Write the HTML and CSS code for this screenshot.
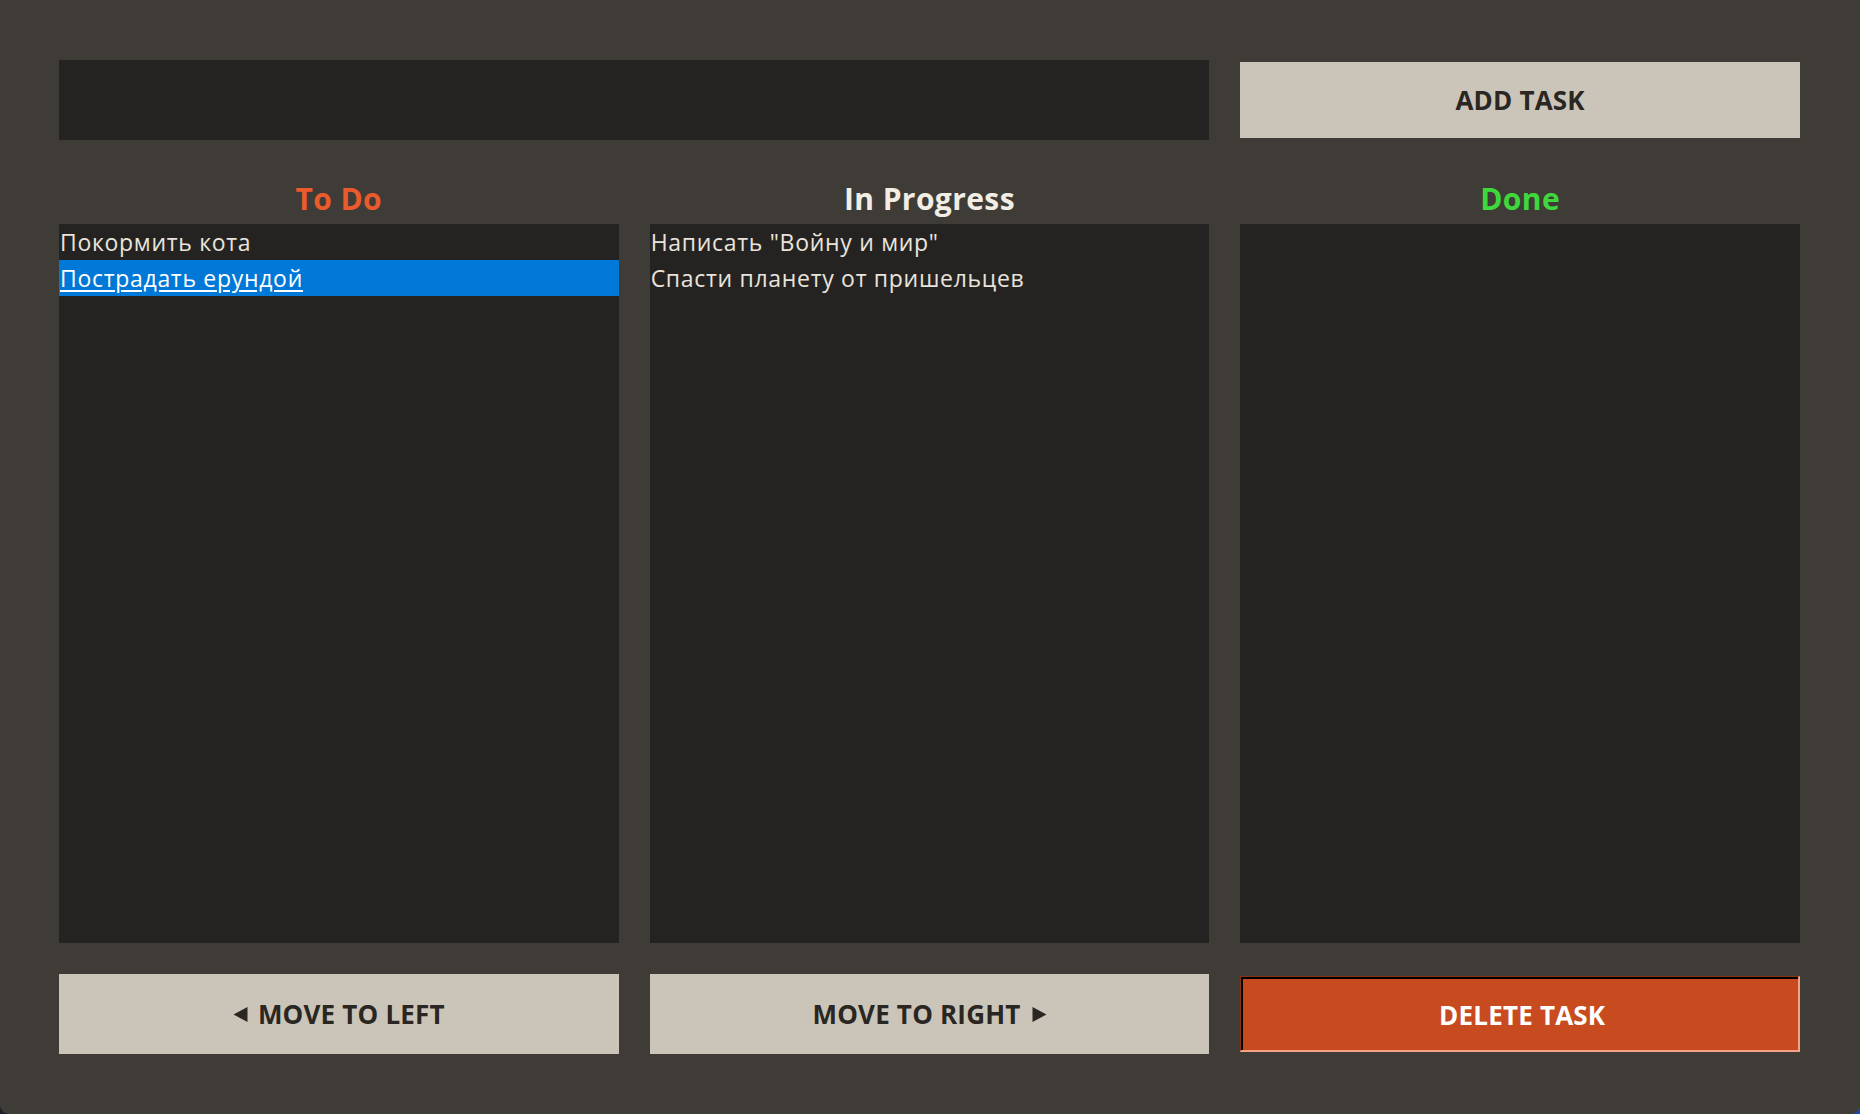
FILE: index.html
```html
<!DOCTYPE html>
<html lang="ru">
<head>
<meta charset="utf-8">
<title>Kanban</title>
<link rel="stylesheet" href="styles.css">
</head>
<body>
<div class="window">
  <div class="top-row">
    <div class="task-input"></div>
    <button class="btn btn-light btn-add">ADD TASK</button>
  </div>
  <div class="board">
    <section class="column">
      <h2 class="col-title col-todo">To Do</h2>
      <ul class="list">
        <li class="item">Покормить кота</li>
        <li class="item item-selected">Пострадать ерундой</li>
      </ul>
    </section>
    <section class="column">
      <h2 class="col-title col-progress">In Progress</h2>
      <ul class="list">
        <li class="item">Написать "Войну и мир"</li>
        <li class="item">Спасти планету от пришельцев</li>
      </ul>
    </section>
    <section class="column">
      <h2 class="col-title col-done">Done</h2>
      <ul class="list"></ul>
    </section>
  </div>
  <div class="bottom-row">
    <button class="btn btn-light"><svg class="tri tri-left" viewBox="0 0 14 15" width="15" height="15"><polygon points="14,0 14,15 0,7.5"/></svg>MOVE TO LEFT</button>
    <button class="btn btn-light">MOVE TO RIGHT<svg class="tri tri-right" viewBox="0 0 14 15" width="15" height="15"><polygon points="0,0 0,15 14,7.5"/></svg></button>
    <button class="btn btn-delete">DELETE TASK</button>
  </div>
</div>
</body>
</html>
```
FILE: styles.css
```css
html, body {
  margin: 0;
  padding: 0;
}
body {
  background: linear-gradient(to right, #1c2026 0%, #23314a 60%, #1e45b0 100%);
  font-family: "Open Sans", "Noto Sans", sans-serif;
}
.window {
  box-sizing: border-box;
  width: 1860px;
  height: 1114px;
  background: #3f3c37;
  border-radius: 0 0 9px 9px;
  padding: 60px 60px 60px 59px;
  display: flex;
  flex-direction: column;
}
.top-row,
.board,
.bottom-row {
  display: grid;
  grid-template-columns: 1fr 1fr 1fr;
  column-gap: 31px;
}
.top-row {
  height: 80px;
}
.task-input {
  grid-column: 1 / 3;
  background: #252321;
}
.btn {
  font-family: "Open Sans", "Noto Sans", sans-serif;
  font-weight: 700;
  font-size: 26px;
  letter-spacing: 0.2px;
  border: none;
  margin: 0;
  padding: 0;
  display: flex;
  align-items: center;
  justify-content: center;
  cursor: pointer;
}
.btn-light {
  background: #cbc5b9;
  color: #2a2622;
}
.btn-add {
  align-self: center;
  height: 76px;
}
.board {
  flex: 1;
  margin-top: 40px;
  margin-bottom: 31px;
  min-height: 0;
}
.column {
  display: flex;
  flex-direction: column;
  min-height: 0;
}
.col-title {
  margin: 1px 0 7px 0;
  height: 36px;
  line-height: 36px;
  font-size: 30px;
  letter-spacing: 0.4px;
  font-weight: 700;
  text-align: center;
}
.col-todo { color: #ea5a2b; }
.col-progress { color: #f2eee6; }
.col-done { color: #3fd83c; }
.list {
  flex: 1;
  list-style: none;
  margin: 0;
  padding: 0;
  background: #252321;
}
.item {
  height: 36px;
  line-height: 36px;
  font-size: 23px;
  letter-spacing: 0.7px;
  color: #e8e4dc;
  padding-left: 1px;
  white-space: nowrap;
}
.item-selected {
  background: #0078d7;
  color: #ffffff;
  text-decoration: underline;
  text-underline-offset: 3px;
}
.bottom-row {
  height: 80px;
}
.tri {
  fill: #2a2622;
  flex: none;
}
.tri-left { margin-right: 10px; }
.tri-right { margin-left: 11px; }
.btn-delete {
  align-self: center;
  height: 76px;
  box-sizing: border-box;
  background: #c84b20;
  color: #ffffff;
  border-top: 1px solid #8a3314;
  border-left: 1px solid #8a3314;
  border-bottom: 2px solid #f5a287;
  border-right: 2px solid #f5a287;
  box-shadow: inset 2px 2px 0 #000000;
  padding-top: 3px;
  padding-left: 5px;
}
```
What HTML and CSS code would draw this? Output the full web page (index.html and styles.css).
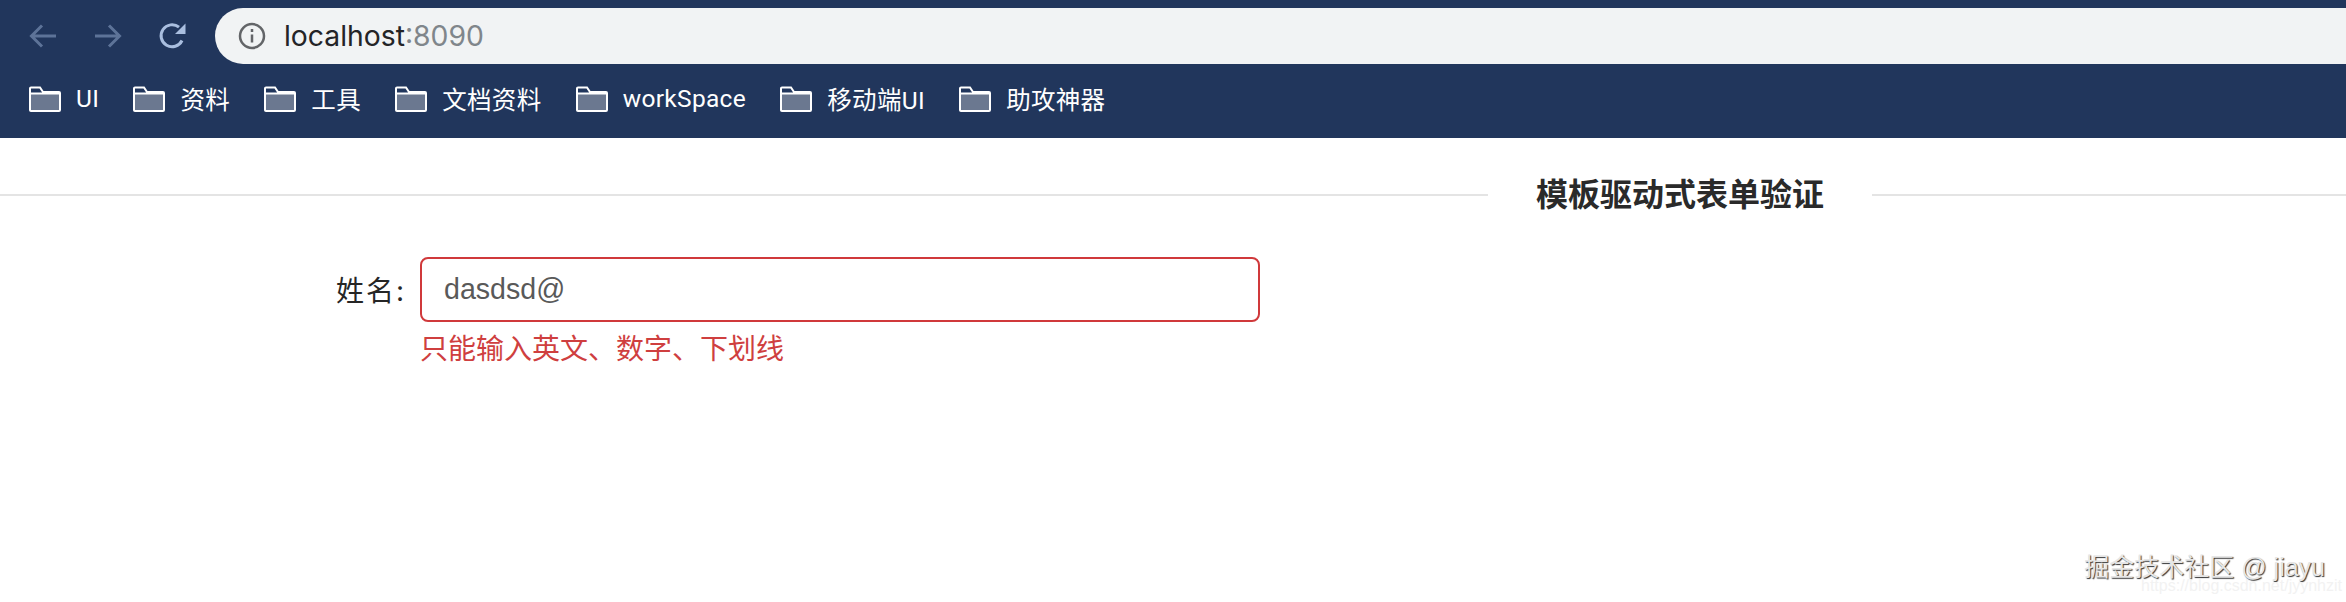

※ ※ ※

## [Your task]
Except for the pictures, print the data above exactly.

## [Exercise solution]
Write the HTML and CSS code for this screenshot.
FILE: index.html
```html
<!DOCTYPE html>
<html lang="ru">
<head>
<meta charset="utf-8">
<title>Kanban</title>
<link rel="stylesheet" href="styles.css">
</head>
<body>
<div class="window">
  <div class="top-row">
    <div class="task-input"></div>
    <button class="btn btn-light btn-add">ADD TASK</button>
  </div>
  <div class="board">
    <section class="column">
      <h2 class="col-title col-todo">To Do</h2>
      <ul class="list">
        <li class="item">Покормить кота</li>
        <li class="item item-selected">Пострадать ерундой</li>
      </ul>
    </section>
    <section class="column">
      <h2 class="col-title col-progress">In Progress</h2>
      <ul class="list">
        <li class="item">Написать "Войну и мир"</li>
        <li class="item">Спасти планету от пришельцев</li>
      </ul>
    </section>
    <section class="column">
      <h2 class="col-title col-done">Done</h2>
      <ul class="list"></ul>
    </section>
  </div>
  <div class="bottom-row">
    <button class="btn btn-light"><svg class="tri tri-left" viewBox="0 0 14 15" width="15" height="15"><polygon points="14,0 14,15 0,7.5"/></svg>MOVE TO LEFT</button>
    <button class="btn btn-light">MOVE TO RIGHT<svg class="tri tri-right" viewBox="0 0 14 15" width="15" height="15"><polygon points="0,0 0,15 14,7.5"/></svg></button>
    <button class="btn btn-delete">DELETE TASK</button>
  </div>
</div>
</body>
</html>
```
FILE: styles.css
```css
html, body {
  margin: 0;
  padding: 0;
}
body {
  background: linear-gradient(to right, #1c2026 0%, #23314a 60%, #1e45b0 100%);
  font-family: "Open Sans", "Noto Sans", sans-serif;
}
.window {
  box-sizing: border-box;
  width: 1860px;
  height: 1114px;
  background: #3f3c37;
  border-radius: 0 0 9px 9px;
  padding: 60px 60px 60px 59px;
  display: flex;
  flex-direction: column;
}
.top-row,
.board,
.bottom-row {
  display: grid;
  grid-template-columns: 1fr 1fr 1fr;
  column-gap: 31px;
}
.top-row {
  height: 80px;
}
.task-input {
  grid-column: 1 / 3;
  background: #252321;
}
.btn {
  font-family: "Open Sans", "Noto Sans", sans-serif;
  font-weight: 700;
  font-size: 26px;
  letter-spacing: 0.2px;
  border: none;
  margin: 0;
  padding: 0;
  display: flex;
  align-items: center;
  justify-content: center;
  cursor: pointer;
}
.btn-light {
  background: #cbc5b9;
  color: #2a2622;
}
.btn-add {
  align-self: center;
  height: 76px;
}
.board {
  flex: 1;
  margin-top: 40px;
  margin-bottom: 31px;
  min-height: 0;
}
.column {
  display: flex;
  flex-direction: column;
  min-height: 0;
}
.col-title {
  margin: 1px 0 7px 0;
  height: 36px;
  line-height: 36px;
  font-size: 30px;
  letter-spacing: 0.4px;
  font-weight: 700;
  text-align: center;
}
.col-todo { color: #ea5a2b; }
.col-progress { color: #f2eee6; }
.col-done { color: #3fd83c; }
.list {
  flex: 1;
  list-style: none;
  margin: 0;
  padding: 0;
  background: #252321;
}
.item {
  height: 36px;
  line-height: 36px;
  font-size: 23px;
  letter-spacing: 0.7px;
  color: #e8e4dc;
  padding-left: 1px;
  white-space: nowrap;
}
.item-selected {
  background: #0078d7;
  color: #ffffff;
  text-decoration: underline;
  text-underline-offset: 3px;
}
.bottom-row {
  height: 80px;
}
.tri {
  fill: #2a2622;
  flex: none;
}
.tri-left { margin-right: 10px; }
.tri-right { margin-left: 11px; }
.btn-delete {
  align-self: center;
  height: 76px;
  box-sizing: border-box;
  background: #c84b20;
  color: #ffffff;
  border-top: 1px solid #8a3314;
  border-left: 1px solid #8a3314;
  border-bottom: 2px solid #f5a287;
  border-right: 2px solid #f5a287;
  box-shadow: inset 2px 2px 0 #000000;
  padding-top: 3px;
  padding-left: 5px;
}
```
What HTML and CSS code would draw this? Output the full web page (index.html and styles.css).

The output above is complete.